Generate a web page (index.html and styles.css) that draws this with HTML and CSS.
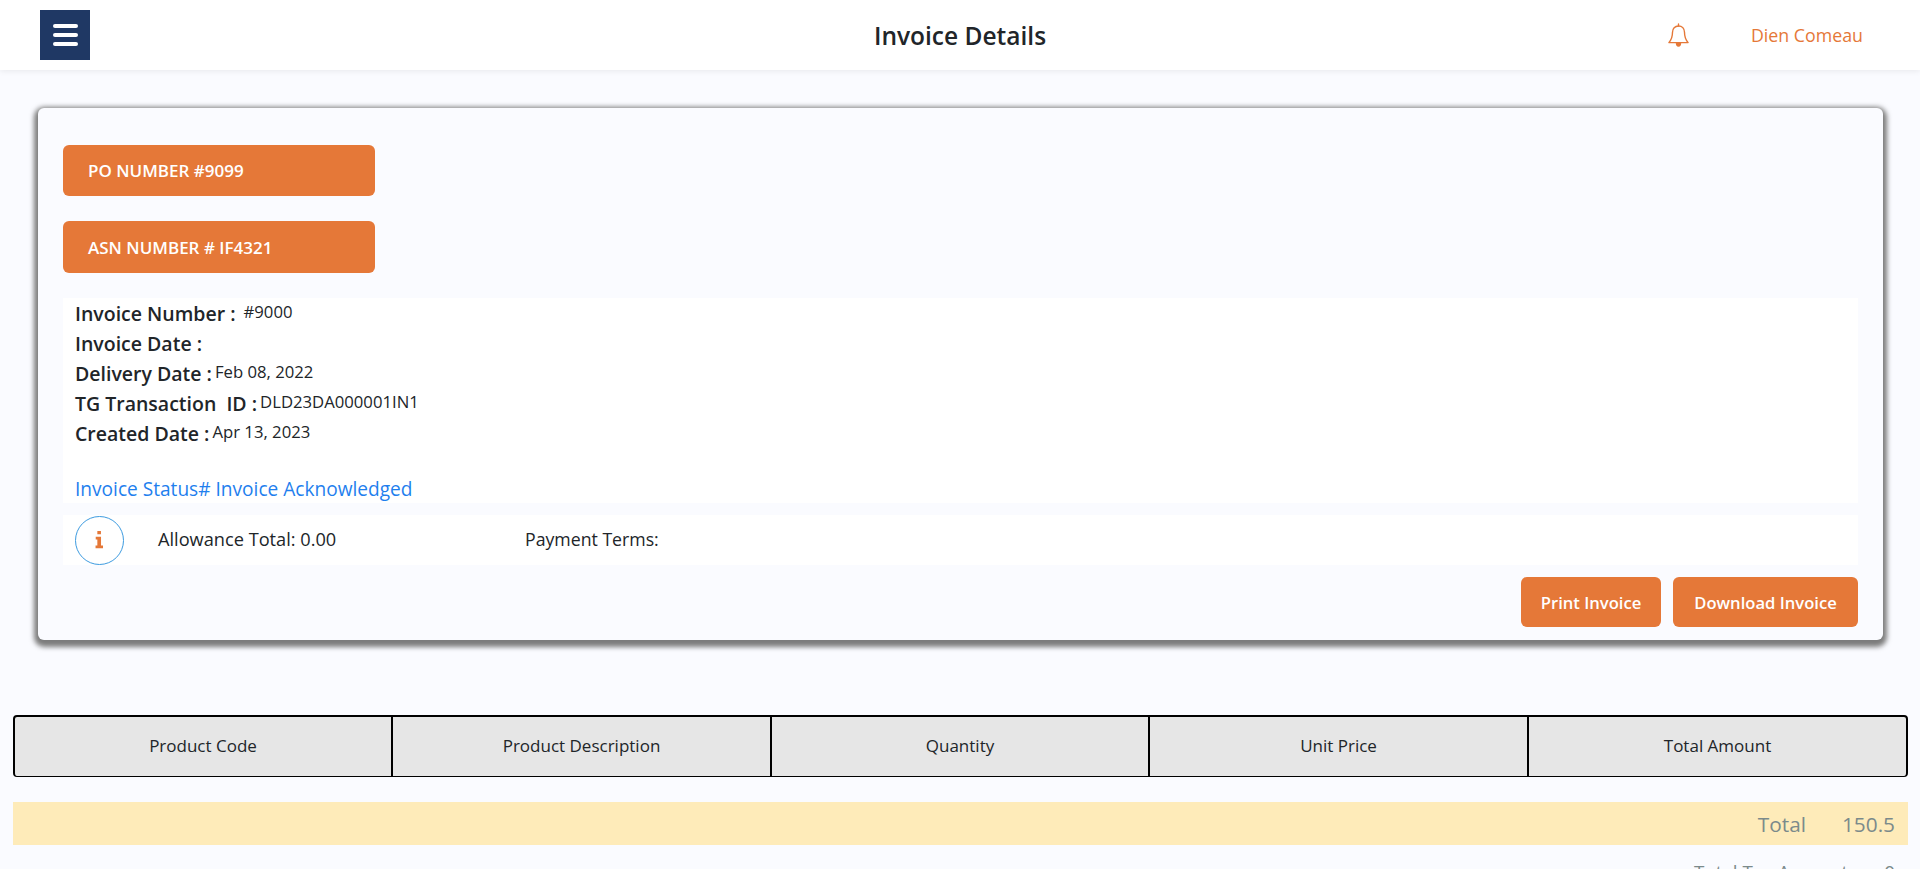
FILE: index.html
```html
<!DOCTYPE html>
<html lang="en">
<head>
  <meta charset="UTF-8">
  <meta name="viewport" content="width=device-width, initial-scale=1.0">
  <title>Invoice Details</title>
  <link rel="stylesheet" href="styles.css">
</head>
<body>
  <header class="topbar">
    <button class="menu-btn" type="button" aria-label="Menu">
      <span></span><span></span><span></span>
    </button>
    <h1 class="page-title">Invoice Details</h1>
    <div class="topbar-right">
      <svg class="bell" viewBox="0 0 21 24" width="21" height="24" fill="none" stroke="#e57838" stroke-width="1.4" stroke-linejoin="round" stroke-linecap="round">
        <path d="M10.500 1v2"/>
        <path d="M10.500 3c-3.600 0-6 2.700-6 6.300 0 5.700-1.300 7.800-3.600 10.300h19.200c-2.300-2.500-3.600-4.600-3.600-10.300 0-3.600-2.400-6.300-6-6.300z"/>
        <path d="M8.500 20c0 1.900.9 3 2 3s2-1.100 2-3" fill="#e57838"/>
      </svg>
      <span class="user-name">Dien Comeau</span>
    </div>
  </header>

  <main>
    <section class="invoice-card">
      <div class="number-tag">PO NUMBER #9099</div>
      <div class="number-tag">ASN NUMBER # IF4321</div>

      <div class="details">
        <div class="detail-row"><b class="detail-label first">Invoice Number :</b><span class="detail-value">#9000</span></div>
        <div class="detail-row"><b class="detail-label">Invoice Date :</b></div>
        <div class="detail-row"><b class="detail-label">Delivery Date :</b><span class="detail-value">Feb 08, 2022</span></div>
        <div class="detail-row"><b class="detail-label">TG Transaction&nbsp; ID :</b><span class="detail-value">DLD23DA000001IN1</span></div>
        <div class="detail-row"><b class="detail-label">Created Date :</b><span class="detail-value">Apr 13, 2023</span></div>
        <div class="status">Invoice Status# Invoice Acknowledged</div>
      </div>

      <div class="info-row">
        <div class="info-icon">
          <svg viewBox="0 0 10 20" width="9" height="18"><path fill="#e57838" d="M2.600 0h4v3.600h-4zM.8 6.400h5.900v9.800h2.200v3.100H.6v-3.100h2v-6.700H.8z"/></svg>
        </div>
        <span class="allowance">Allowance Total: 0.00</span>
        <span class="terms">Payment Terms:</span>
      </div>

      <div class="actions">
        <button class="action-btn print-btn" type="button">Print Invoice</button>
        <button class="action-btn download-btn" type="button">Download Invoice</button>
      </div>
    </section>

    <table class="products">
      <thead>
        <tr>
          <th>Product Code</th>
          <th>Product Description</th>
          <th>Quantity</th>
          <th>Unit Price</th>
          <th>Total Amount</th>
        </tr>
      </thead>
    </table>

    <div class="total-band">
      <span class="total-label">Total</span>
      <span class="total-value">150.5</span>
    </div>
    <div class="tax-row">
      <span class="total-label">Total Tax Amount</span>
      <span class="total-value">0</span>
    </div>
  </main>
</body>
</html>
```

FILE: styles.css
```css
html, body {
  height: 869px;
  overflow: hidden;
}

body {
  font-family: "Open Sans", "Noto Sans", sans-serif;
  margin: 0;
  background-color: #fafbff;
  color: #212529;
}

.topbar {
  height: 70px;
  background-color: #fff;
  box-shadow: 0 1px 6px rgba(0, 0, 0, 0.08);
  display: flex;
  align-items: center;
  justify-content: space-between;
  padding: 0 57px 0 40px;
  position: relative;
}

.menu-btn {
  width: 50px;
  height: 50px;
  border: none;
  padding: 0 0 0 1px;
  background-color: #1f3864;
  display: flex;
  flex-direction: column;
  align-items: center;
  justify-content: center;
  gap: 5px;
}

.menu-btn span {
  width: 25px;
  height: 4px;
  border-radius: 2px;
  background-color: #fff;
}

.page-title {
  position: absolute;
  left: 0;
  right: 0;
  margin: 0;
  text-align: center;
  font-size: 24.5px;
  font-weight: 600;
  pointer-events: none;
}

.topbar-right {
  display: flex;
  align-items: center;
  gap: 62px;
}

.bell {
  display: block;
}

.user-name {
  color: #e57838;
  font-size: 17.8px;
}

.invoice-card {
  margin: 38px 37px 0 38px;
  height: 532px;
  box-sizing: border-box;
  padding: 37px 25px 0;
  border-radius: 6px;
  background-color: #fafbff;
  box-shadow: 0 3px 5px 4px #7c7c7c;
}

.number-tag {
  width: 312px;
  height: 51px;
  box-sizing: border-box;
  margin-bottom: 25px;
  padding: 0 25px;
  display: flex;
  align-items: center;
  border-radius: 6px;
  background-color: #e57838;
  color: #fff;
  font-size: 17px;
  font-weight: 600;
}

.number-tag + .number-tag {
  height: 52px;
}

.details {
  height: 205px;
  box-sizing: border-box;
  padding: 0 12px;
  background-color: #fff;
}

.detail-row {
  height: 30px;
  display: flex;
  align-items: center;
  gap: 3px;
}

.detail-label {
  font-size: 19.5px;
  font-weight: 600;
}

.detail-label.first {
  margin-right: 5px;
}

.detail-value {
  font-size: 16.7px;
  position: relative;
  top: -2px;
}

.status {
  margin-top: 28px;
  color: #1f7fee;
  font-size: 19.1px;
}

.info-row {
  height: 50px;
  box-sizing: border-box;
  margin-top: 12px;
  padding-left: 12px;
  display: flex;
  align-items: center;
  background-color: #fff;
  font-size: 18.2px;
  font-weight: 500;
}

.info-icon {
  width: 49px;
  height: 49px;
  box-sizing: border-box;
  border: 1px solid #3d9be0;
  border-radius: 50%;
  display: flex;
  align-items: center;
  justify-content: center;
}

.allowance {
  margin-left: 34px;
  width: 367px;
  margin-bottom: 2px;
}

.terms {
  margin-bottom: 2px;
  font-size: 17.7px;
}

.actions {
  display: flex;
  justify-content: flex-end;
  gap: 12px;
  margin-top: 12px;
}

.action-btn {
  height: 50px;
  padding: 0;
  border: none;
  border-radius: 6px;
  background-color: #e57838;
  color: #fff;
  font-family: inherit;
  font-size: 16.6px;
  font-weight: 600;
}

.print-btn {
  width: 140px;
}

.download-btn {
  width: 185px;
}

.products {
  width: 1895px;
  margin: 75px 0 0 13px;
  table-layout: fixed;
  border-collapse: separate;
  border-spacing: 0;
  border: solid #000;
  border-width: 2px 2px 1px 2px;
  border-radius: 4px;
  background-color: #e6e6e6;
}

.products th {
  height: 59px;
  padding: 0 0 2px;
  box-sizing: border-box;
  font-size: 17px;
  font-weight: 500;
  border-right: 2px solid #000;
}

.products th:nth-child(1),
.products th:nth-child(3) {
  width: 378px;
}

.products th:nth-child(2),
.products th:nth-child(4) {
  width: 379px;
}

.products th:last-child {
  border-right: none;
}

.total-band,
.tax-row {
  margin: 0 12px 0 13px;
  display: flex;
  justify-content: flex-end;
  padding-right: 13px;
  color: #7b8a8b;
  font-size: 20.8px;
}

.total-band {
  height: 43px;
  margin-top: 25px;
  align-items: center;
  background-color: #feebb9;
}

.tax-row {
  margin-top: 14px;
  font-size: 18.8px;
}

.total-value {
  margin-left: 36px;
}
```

- **What you should do**
In the copy, include no pictures; restate the listing above exactly.

- **Expected answer**
Generate a web page (index.html and styles.css) that draws this with HTML and CSS.
FILE: index.html
```html
<!DOCTYPE html>
<html lang="en">
<head>
  <meta charset="UTF-8">
  <meta name="viewport" content="width=device-width, initial-scale=1.0">
  <title>Invoice Details</title>
  <link rel="stylesheet" href="styles.css">
</head>
<body>
  <header class="topbar">
    <button class="menu-btn" type="button" aria-label="Menu">
      <span></span><span></span><span></span>
    </button>
    <h1 class="page-title">Invoice Details</h1>
    <div class="topbar-right">
      <svg class="bell" viewBox="0 0 21 24" width="21" height="24" fill="none" stroke="#e57838" stroke-width="1.4" stroke-linejoin="round" stroke-linecap="round">
        <path d="M10.500 1v2"/>
        <path d="M10.500 3c-3.600 0-6 2.700-6 6.300 0 5.700-1.300 7.800-3.600 10.300h19.200c-2.300-2.500-3.600-4.600-3.600-10.300 0-3.600-2.400-6.300-6-6.300z"/>
        <path d="M8.500 20c0 1.900.9 3 2 3s2-1.100 2-3" fill="#e57838"/>
      </svg>
      <span class="user-name">Dien Comeau</span>
    </div>
  </header>

  <main>
    <section class="invoice-card">
      <div class="number-tag">PO NUMBER #9099</div>
      <div class="number-tag">ASN NUMBER # IF4321</div>

      <div class="details">
        <div class="detail-row"><b class="detail-label first">Invoice Number :</b><span class="detail-value">#9000</span></div>
        <div class="detail-row"><b class="detail-label">Invoice Date :</b></div>
        <div class="detail-row"><b class="detail-label">Delivery Date :</b><span class="detail-value">Feb 08, 2022</span></div>
        <div class="detail-row"><b class="detail-label">TG Transaction&nbsp; ID :</b><span class="detail-value">DLD23DA000001IN1</span></div>
        <div class="detail-row"><b class="detail-label">Created Date :</b><span class="detail-value">Apr 13, 2023</span></div>
        <div class="status">Invoice Status# Invoice Acknowledged</div>
      </div>

      <div class="info-row">
        <div class="info-icon">
          <svg viewBox="0 0 10 20" width="9" height="18"><path fill="#e57838" d="M2.600 0h4v3.600h-4zM.8 6.400h5.900v9.800h2.200v3.100H.6v-3.100h2v-6.700H.8z"/></svg>
        </div>
        <span class="allowance">Allowance Total: 0.00</span>
        <span class="terms">Payment Terms:</span>
      </div>

      <div class="actions">
        <button class="action-btn print-btn" type="button">Print Invoice</button>
        <button class="action-btn download-btn" type="button">Download Invoice</button>
      </div>
    </section>

    <table class="products">
      <thead>
        <tr>
          <th>Product Code</th>
          <th>Product Description</th>
          <th>Quantity</th>
          <th>Unit Price</th>
          <th>Total Amount</th>
        </tr>
      </thead>
    </table>

    <div class="total-band">
      <span class="total-label">Total</span>
      <span class="total-value">150.5</span>
    </div>
    <div class="tax-row">
      <span class="total-label">Total Tax Amount</span>
      <span class="total-value">0</span>
    </div>
  </main>
</body>
</html>
```

FILE: styles.css
```css
html, body {
  height: 869px;
  overflow: hidden;
}

body {
  font-family: "Open Sans", "Noto Sans", sans-serif;
  margin: 0;
  background-color: #fafbff;
  color: #212529;
}

.topbar {
  height: 70px;
  background-color: #fff;
  box-shadow: 0 1px 6px rgba(0, 0, 0, 0.08);
  display: flex;
  align-items: center;
  justify-content: space-between;
  padding: 0 57px 0 40px;
  position: relative;
}

.menu-btn {
  width: 50px;
  height: 50px;
  border: none;
  padding: 0 0 0 1px;
  background-color: #1f3864;
  display: flex;
  flex-direction: column;
  align-items: center;
  justify-content: center;
  gap: 5px;
}

.menu-btn span {
  width: 25px;
  height: 4px;
  border-radius: 2px;
  background-color: #fff;
}

.page-title {
  position: absolute;
  left: 0;
  right: 0;
  margin: 0;
  text-align: center;
  font-size: 24.5px;
  font-weight: 600;
  pointer-events: none;
}

.topbar-right {
  display: flex;
  align-items: center;
  gap: 62px;
}

.bell {
  display: block;
}

.user-name {
  color: #e57838;
  font-size: 17.8px;
}

.invoice-card {
  margin: 38px 37px 0 38px;
  height: 532px;
  box-sizing: border-box;
  padding: 37px 25px 0;
  border-radius: 6px;
  background-color: #fafbff;
  box-shadow: 0 3px 5px 4px #7c7c7c;
}

.number-tag {
  width: 312px;
  height: 51px;
  box-sizing: border-box;
  margin-bottom: 25px;
  padding: 0 25px;
  display: flex;
  align-items: center;
  border-radius: 6px;
  background-color: #e57838;
  color: #fff;
  font-size: 17px;
  font-weight: 600;
}

.number-tag + .number-tag {
  height: 52px;
}

.details {
  height: 205px;
  box-sizing: border-box;
  padding: 0 12px;
  background-color: #fff;
}

.detail-row {
  height: 30px;
  display: flex;
  align-items: center;
  gap: 3px;
}

.detail-label {
  font-size: 19.5px;
  font-weight: 600;
}

.detail-label.first {
  margin-right: 5px;
}

.detail-value {
  font-size: 16.7px;
  position: relative;
  top: -2px;
}

.status {
  margin-top: 28px;
  color: #1f7fee;
  font-size: 19.1px;
}

.info-row {
  height: 50px;
  box-sizing: border-box;
  margin-top: 12px;
  padding-left: 12px;
  display: flex;
  align-items: center;
  background-color: #fff;
  font-size: 18.2px;
  font-weight: 500;
}

.info-icon {
  width: 49px;
  height: 49px;
  box-sizing: border-box;
  border: 1px solid #3d9be0;
  border-radius: 50%;
  display: flex;
  align-items: center;
  justify-content: center;
}

.allowance {
  margin-left: 34px;
  width: 367px;
  margin-bottom: 2px;
}

.terms {
  margin-bottom: 2px;
  font-size: 17.7px;
}

.actions {
  display: flex;
  justify-content: flex-end;
  gap: 12px;
  margin-top: 12px;
}

.action-btn {
  height: 50px;
  padding: 0;
  border: none;
  border-radius: 6px;
  background-color: #e57838;
  color: #fff;
  font-family: inherit;
  font-size: 16.6px;
  font-weight: 600;
}

.print-btn {
  width: 140px;
}

.download-btn {
  width: 185px;
}

.products {
  width: 1895px;
  margin: 75px 0 0 13px;
  table-layout: fixed;
  border-collapse: separate;
  border-spacing: 0;
  border: solid #000;
  border-width: 2px 2px 1px 2px;
  border-radius: 4px;
  background-color: #e6e6e6;
}

.products th {
  height: 59px;
  padding: 0 0 2px;
  box-sizing: border-box;
  font-size: 17px;
  font-weight: 500;
  border-right: 2px solid #000;
}

.products th:nth-child(1),
.products th:nth-child(3) {
  width: 378px;
}

.products th:nth-child(2),
.products th:nth-child(4) {
  width: 379px;
}

.products th:last-child {
  border-right: none;
}

.total-band,
.tax-row {
  margin: 0 12px 0 13px;
  display: flex;
  justify-content: flex-end;
  padding-right: 13px;
  color: #7b8a8b;
  font-size: 20.8px;
}

.total-band {
  height: 43px;
  margin-top: 25px;
  align-items: center;
  background-color: #feebb9;
}

.tax-row {
  margin-top: 14px;
  font-size: 18.8px;
}

.total-value {
  margin-left: 36px;
}
```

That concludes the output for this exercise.